--- GIVEN EXERCISE ---
What is the count of lines that hold the word "index"? Give only the number.

▬▬▬

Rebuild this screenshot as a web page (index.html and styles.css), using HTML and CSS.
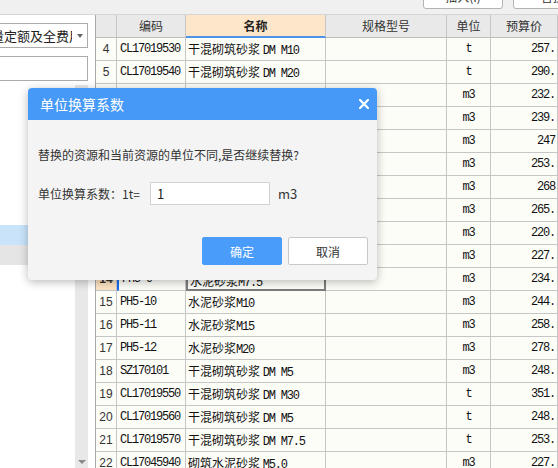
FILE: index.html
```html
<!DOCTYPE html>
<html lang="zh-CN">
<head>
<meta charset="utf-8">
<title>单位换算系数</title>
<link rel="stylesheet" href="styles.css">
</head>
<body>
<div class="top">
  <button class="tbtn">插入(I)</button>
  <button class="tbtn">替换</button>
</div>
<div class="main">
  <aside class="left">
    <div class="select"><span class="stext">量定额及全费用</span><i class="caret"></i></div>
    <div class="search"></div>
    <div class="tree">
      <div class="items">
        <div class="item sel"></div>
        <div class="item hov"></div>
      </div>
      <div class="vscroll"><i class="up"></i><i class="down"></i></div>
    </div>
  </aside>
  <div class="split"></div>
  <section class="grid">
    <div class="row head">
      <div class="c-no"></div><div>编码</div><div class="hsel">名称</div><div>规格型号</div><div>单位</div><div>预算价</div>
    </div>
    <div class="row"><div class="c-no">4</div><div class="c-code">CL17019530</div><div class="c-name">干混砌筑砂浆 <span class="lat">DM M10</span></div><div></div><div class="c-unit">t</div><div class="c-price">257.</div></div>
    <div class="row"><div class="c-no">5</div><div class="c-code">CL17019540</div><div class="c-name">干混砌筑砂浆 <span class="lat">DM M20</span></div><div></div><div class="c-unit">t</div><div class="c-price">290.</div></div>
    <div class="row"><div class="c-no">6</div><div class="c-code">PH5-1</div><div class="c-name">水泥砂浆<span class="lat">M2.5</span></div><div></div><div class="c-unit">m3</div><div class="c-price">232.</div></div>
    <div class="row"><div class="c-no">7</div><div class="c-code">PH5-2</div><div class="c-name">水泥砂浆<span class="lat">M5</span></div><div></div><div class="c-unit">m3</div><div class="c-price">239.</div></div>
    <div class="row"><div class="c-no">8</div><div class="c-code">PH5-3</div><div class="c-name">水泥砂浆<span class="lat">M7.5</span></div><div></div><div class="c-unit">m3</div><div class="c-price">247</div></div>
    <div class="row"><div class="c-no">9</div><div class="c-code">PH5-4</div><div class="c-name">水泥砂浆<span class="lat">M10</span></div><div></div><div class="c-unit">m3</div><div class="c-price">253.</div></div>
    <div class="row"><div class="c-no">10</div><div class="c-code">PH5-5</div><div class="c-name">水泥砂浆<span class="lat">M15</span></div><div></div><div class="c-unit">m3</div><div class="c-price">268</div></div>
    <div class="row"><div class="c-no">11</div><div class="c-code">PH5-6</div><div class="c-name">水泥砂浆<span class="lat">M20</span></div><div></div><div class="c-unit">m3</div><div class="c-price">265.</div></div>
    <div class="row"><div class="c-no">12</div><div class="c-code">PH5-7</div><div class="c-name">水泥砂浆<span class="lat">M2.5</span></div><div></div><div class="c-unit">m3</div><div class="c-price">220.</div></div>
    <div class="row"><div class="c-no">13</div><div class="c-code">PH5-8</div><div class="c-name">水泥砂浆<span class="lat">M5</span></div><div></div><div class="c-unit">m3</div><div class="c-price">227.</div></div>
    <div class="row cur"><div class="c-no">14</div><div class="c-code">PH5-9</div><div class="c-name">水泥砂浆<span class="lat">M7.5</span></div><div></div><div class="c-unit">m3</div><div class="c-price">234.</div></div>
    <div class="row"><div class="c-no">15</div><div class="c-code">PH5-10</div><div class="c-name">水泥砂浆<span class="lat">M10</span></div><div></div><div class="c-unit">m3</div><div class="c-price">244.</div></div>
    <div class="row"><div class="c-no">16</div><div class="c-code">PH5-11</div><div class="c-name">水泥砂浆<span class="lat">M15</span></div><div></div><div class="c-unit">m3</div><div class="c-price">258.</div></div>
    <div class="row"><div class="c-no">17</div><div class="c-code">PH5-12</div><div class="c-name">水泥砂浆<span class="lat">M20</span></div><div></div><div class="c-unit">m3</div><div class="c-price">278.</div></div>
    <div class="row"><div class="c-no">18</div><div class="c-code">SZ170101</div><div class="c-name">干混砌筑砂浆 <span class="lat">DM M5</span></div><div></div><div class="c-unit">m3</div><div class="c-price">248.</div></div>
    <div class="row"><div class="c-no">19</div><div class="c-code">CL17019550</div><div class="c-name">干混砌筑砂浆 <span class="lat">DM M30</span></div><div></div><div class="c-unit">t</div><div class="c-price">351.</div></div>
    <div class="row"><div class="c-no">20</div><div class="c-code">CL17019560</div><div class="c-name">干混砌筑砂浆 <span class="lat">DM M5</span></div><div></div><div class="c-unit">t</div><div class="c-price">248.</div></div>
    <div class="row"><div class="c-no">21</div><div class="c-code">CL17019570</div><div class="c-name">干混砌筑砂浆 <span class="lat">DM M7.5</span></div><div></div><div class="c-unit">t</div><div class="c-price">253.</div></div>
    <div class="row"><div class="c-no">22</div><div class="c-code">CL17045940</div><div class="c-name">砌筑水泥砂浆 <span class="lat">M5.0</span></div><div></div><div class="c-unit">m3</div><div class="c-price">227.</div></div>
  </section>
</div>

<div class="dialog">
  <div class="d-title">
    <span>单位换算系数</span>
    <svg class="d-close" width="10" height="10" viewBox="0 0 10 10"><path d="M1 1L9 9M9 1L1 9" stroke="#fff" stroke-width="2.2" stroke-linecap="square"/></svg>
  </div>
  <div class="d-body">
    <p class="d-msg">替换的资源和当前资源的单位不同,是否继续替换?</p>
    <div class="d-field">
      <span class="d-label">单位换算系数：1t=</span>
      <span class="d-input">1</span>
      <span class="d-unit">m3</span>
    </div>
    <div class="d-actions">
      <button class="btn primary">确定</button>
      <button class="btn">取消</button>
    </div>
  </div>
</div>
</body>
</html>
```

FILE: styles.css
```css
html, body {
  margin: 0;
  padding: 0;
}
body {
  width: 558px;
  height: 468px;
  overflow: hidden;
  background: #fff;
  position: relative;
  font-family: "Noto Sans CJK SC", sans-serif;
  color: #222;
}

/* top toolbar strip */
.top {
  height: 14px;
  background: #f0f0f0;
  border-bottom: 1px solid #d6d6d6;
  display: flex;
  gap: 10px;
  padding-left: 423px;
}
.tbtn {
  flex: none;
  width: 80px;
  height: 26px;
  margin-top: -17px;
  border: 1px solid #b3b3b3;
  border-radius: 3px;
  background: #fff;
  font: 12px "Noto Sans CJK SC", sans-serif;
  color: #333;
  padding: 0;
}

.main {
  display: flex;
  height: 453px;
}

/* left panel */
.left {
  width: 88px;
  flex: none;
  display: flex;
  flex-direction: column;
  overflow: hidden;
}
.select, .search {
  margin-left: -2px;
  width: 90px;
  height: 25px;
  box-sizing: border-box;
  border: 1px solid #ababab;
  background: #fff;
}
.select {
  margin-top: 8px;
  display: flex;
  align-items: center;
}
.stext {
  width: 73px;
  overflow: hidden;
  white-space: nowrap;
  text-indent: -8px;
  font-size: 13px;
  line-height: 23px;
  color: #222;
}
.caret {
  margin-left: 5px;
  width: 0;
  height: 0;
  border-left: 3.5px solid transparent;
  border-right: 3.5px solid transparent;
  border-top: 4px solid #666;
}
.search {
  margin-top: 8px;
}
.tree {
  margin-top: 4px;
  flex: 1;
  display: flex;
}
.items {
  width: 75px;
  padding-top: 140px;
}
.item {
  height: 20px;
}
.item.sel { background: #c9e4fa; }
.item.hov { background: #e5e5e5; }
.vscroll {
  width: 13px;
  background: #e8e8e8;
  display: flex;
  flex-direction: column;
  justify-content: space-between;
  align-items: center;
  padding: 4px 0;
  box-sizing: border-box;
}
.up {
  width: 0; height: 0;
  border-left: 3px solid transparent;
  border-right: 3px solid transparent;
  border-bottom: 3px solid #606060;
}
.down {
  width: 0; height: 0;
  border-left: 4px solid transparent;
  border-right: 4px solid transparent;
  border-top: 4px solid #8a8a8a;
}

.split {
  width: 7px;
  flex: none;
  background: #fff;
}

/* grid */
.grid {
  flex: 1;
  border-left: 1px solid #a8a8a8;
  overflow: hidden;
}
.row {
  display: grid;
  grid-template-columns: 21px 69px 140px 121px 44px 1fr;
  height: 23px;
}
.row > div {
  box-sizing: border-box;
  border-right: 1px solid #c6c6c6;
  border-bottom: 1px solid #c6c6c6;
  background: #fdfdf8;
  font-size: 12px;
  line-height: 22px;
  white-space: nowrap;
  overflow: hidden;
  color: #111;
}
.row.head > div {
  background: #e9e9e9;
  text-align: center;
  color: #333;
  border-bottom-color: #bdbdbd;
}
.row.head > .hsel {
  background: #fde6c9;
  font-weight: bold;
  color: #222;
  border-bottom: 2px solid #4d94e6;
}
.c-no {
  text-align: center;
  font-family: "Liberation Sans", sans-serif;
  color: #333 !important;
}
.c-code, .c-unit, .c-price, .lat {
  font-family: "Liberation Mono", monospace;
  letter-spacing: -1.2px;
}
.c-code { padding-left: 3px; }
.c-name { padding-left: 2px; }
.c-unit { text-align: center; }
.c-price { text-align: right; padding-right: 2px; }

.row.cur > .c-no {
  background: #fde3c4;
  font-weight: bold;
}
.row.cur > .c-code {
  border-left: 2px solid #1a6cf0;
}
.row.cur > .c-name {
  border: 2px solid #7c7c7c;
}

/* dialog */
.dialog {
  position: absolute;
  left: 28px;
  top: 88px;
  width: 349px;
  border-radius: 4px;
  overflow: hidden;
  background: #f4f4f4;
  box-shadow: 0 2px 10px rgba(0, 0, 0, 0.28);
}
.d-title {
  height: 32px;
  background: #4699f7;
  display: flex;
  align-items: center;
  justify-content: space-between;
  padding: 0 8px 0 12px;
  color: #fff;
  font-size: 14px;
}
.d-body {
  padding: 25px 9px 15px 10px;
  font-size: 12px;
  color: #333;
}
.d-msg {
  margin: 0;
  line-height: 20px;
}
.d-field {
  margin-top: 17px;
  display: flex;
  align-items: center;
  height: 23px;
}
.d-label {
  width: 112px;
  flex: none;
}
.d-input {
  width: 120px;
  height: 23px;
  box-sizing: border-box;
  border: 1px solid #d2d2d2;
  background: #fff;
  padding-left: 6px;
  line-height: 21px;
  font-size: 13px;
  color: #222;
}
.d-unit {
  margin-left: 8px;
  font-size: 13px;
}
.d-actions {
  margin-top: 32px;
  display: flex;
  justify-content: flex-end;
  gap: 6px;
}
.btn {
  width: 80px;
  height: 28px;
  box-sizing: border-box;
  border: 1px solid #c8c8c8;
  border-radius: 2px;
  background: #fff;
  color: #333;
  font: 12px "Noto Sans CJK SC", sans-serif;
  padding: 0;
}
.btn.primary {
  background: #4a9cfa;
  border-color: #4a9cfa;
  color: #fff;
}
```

▬▬▬

--- SOLVED PROBLEM ---
2